I’ve been thinking lately about what it means to grow up, because I feel like I have spent most of my life wishing that I was bigger and older, that I was more knowledgeable and mature, and now, as I see that transformation actually taking place, I turn around, look back, and am suddenly afraid of losing my child-like wonder and trust.
Ryan’s quote by Kurt Vonnegut inspired a reaction in me, because I think I have a tendency to hold up “childlike playfulness” as an ideal without really understanding what it means. Sometimes I interpret it as the ability to spend hours transfixed by a few blocks or a bouncy ball, to approach a simple object with fathomless curiosity. When I fail to do this, and become bored, it feels like it is because I have lost some critical part of my soul, and am already on my way to becoming one of those terrifyingly dull and unimaginative adults.

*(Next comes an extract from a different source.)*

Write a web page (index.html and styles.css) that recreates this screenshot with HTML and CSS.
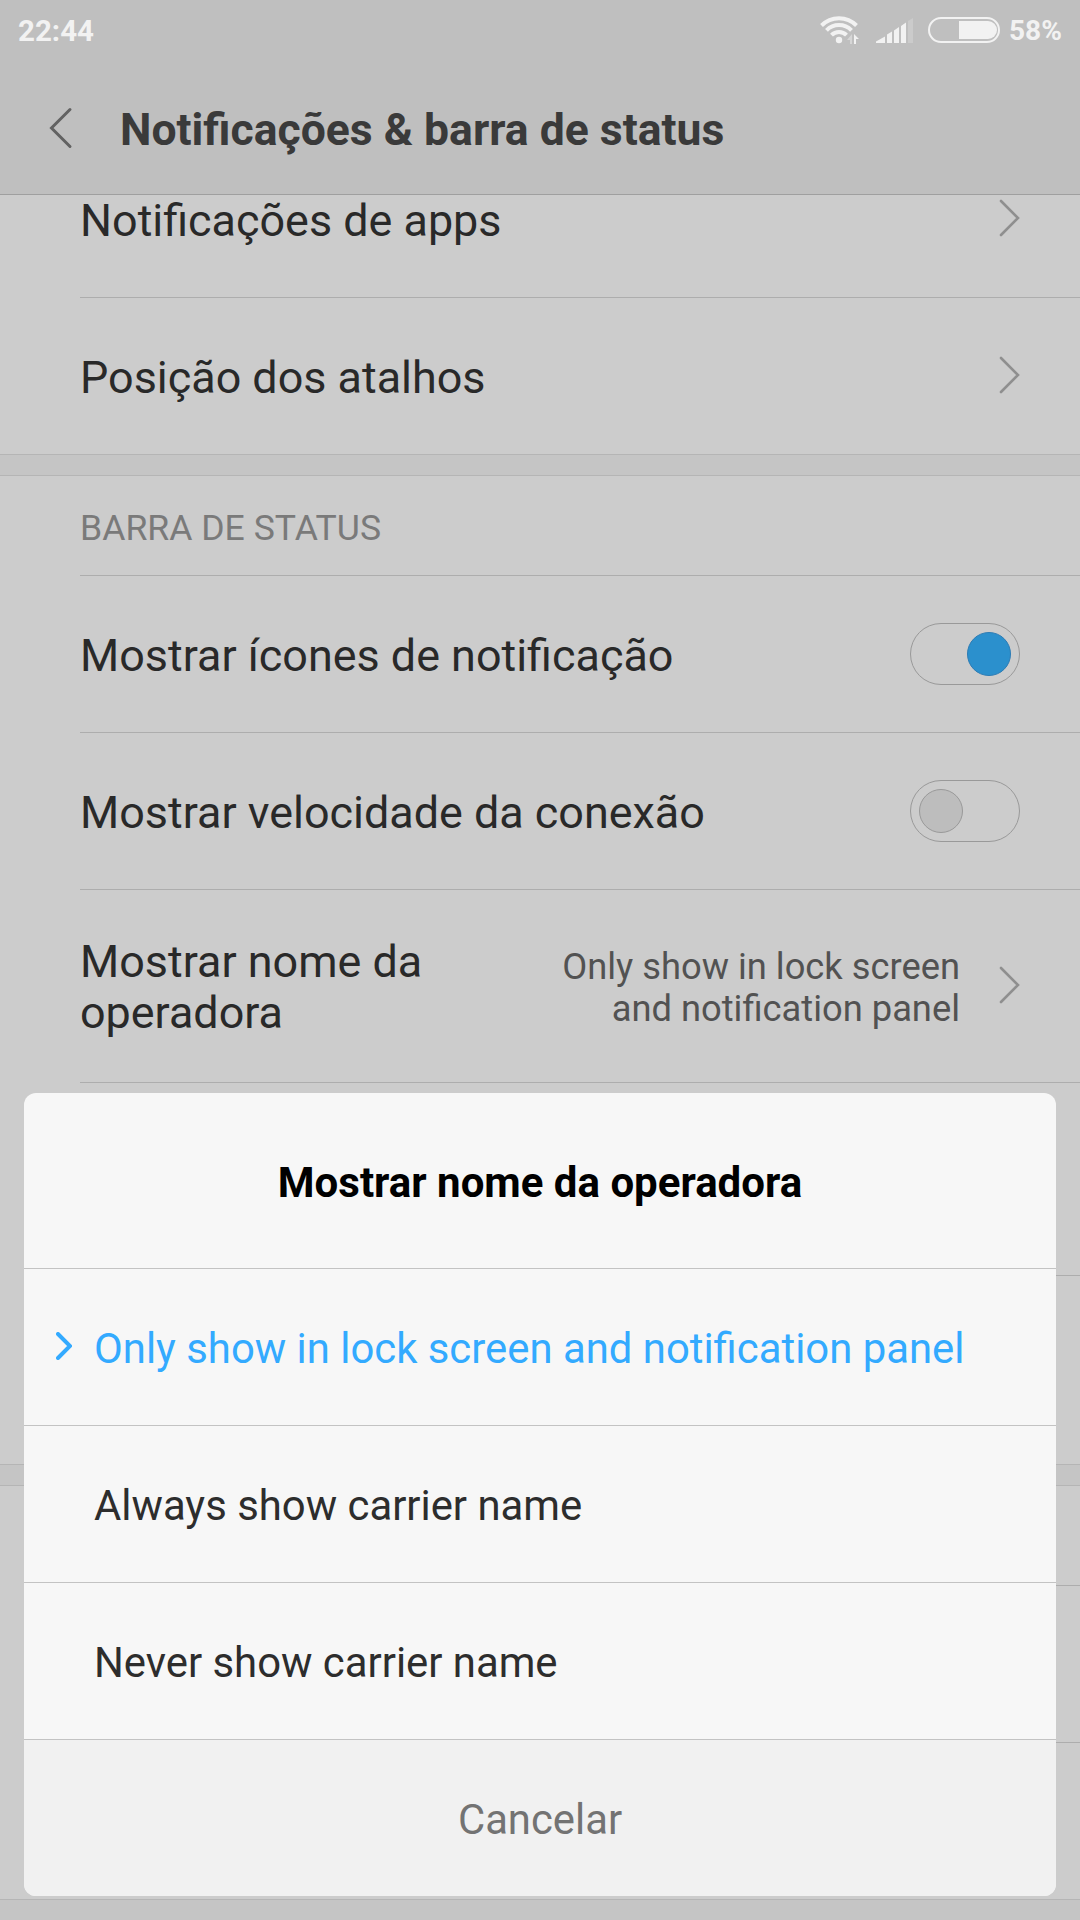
FILE: index.html
```html
<!DOCTYPE html>
<html lang="pt-BR">
<head>
  <meta charset="UTF-8" />
  <meta name="viewport" content="width=device-width, initial-scale=1.0"/>
  <title>Notificações &amp; barra de status</title>
  <link rel="stylesheet" href="styles.css">
</head>
<body>

  <div class="screen">
    <div class="status-bar">
      <span class="time">22:44</span>
      <div class="status-icons">
        <svg class="wifi" width="40" height="30" viewBox="0 0 40 30">
          <g fill="none" stroke="#f2f2f2" stroke-width="4">
            <path d="M1.500 10.500a24.500 24.500 0 0 1 35 0"/>
            <path d="M6.500 15.300a17.500 17.500 0 0 1 25 0"/>
            <path d="M11.500 20.200a10.500 10.500 0 0 1 15 0"/>
          </g>
          <circle cx="19" cy="25" r="3.2" fill="#f2f2f2"/>
          <path d="M32 19v10h-2v-4h-3l5-6z" fill="#d6d6d6"/>
          <path d="M34 29V19l5 5h-3v5z" fill="#f2f2f2"/>
        </svg>
        <svg class="signal" width="38" height="26" viewBox="0 0 38 26">
          <path d="M0 25v-1.500l9-5V25zM11 25V16.500l5-3V25zM18 25V12.500l5-3.500V25zM25 25V8l5-3.500V25z" fill="#f2f2f2"/>
          <path d="M32 25V3l5-3v25z" fill="#cbcbcb"/>
        </svg>
        <div class="battery"><div class="battery-level"></div></div>
        <span class="percent">58%</span>
      </div>
    </div>

    <div class="header">
      <svg class="back" width="24" height="42" viewBox="0 0 24 42">
        <path d="M21 2.500L2.500 21 21 39.500" fill="none" stroke="#626262" stroke-width="3" stroke-linecap="round"/>
      </svg>
      <h1>Notificações &amp; barra de status</h1>
    </div>

    <div class="settings">
      <div class="section scrolled">
        <div class="row">
          <span class="label">Notificações de apps</span>
          <svg class="chevron" width="21" height="38" viewBox="0 0 21 38"><path d="M2 2l17 17L2 36"/></svg>
        </div>
        <div class="row">
          <span class="label">Posição dos atalhos</span>
          <svg class="chevron" width="21" height="38" viewBox="0 0 21 38"><path d="M2 2l17 17L2 36"/></svg>
        </div>
      </div>

      <div class="section">
        <h2>BARRA DE STATUS</h2>
        <div class="row">
          <span class="label">Mostrar ícones de notificação</span>
          <div class="toggle on"><div class="knob"></div></div>
        </div>
        <div class="row">
          <span class="label">Mostrar velocidade da conexão</span>
          <div class="toggle"><div class="knob"></div></div>
        </div>
        <div class="row tall">
          <span class="label">Mostrar nome da<br>operadora</span>
          <span class="value">Only show in lock screen<br>and notification panel</span>
          <svg class="chevron" width="21" height="38" viewBox="0 0 21 38"><path d="M2 2l17 17L2 36"/></svg>
        </div>
        <div class="row tall"></div>
        <div class="row last"></div>
      </div>

      <div class="section">
        <div class="row short"></div>
        <div class="row"></div>
        <div class="row"></div>
      </div>
    </div>

    <div class="dialog">
      <div class="dialog-title">Mostrar nome da operadora</div>
      <div class="option selected">
        <svg class="mark" width="16" height="28" viewBox="0 0 16 28"><path d="M2 2l12 12L2 26"/></svg>
        <span>Only show in lock screen and notification panel</span>
      </div>
      <div class="option"><span>Always show carrier name</span></div>
      <div class="option"><span>Never show carrier name</span></div>
      <div class="cancel">Cancelar</div>
    </div>
  </div>

</body>
</html>
```
FILE: styles.css
```css
:root {
  --bar: #bfbfbf;
  --page: #cccccc;
  --gap: #c5c5c5;
  --line: #adadad;
  --text: #292929;
  --accent: #33aaff;
}

* {
  box-sizing: border-box;
  margin: 0;
  padding: 0;
}

body {
  font-family: Roboto, sans-serif;
  background-color: var(--gap);
}

.screen {
  position: relative;
  width: 1080px;
  height: 1920px;
  overflow: hidden;
}

.status-bar {
  display: flex;
  justify-content: space-between;
  height: 60px;
  padding: 0 18px;
  background-color: var(--bar);
  color: #f2f2f2;
  font-size: 29.5px;
  font-weight: bold;
  line-height: 62px;
}

.status-icons {
  display: flex;
}

.wifi {
  margin: 15px 16px 0 0;
}

.signal {
  margin: 18px 14px 0 0;
}

.battery {
  width: 72px;
  height: 26px;
  margin: 17px 9px 0 0;
  padding: 2px 1px;
  border: 2px solid #f2f2f2;
  border-radius: 13px;
}

.battery-level {
  width: 38px;
  height: 18px;
  margin-left: auto;
  border-radius: 0 9px 9px 0;
  background-color: #f2f2f2;
}

.percent {
  width: 53px;
  font-size: 28px;
  white-space: nowrap;
}

.header {
  display: flex;
  align-items: center;
  height: 135px;
  padding: 1px 48px 0 49px;
  background-color: var(--bar);
  border-bottom: 1px solid #9f9f9f;
}

h1 {
  margin-left: 47px;
  padding-top: 6px;
  color: #3a3a3a;
  font-size: 44.5px;
  line-height: 53px;
}

.settings {
  overflow: hidden;
}

.section {
  margin-bottom: 20px;
  padding-left: 80px;
  background-color: var(--page);
  border-top: 1px solid #b5b5b5;
  border-bottom: 1px solid #b5b5b5;
}

/* first row sits partly under the header */
.scrolled {
  margin-top: -54px;
  border-top: none;
}

h2 {
  height: 100px;
  padding-top: 5px;
  border-bottom: 1px solid var(--line);
  color: #7a7a7a;
  font-size: 35.6px;
  font-weight: normal;
  line-height: 94px;
}

.row {
  display: flex;
  align-items: center;
  height: 157px;
  padding-right: 60px;
  border-bottom: 1px solid var(--line);
}

.row:last-child {
  height: 156px;
  border-bottom: none;
}

.row.tall {
  height: 193px;
}

.row.last {
  height: 188px;
}

.row.short {
  height: 100px;
}

.label {
  flex: 1;
  padding-top: 2px;
  color: var(--text);
  font-size: 44.9px;
  line-height: 51px;
}

.value {
  padding-top: 3px;
  color: #525252;
  font-size: 36.3px;
  line-height: 42px;
  text-align: right;
}

.chevron {
  margin: 0 0 2px 39px;
  fill: none;
  stroke: #8f8f8f;
  stroke-width: 2.6;
  stroke-linecap: round;
}

.toggle {
  display: flex;
  align-items: center;
  width: 110px;
  height: 62px;
  padding: 0 8px;
  border: 1px solid #999999;
  border-radius: 31px;
}

.toggle.on {
  justify-content: flex-end;
}

.knob {
  width: 44px;
  height: 44px;
  border: 1px solid #999999;
  border-radius: 50%;
  background-color: #bdbdbd;
}

.on .knob {
  border-color: #2c7cb5;
  background-color: #2b90cd;
}

.dialog {
  position: absolute;
  left: 24px;
  right: 24px;
  bottom: 24px;
  overflow: hidden;
  border-radius: 12px;
  background-color: #f7f7f7;
}

.dialog-title {
  height: 176px;
  padding-top: 4px;
  border-bottom: 1px solid #c3c3c3;
  color: #000;
  font-size: 42px;
  font-weight: bold;
  line-height: 172px;
  text-align: center;
}

.option {
  display: flex;
  align-items: center;
  height: 157px;
  padding-left: 70px;
  border-bottom: 1px solid #c3c3c3;
  color: #2d2d2d;
  font-size: 41.85px;
}

.option span {
  padding-top: 3px;
}

.option.selected {
  padding-left: 32px;
  color: var(--accent);
}

.mark {
  margin: 0 22px 2px 0;
  fill: none;
  stroke: var(--accent);
  stroke-width: 4;
  stroke-linecap: round;
}

.cancel {
  height: 156px;
  padding-top: 3px;
  background-color: #f1f1f1;
  color: #737373;
  font-size: 41.8px;
  line-height: 153px;
  text-align: center;
}
```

What I forget, when I start thinking like this, is that children are approaching many experiences from a fundamentally different point of view. That child playing with a bouncy ball might be playing with one for the very first time. When I play with a ball, it’s a relatively familiar and predictable object, but if it were the first time ever, of course I would be enthralled.
I believe that as an adult I have retained the same curiosity for novel experiences that fueled my playfulness as a child, it’s just that as more of the world becomes familiar, I have to travel further and deeper to find that edge into the unknown. That edge is where I play.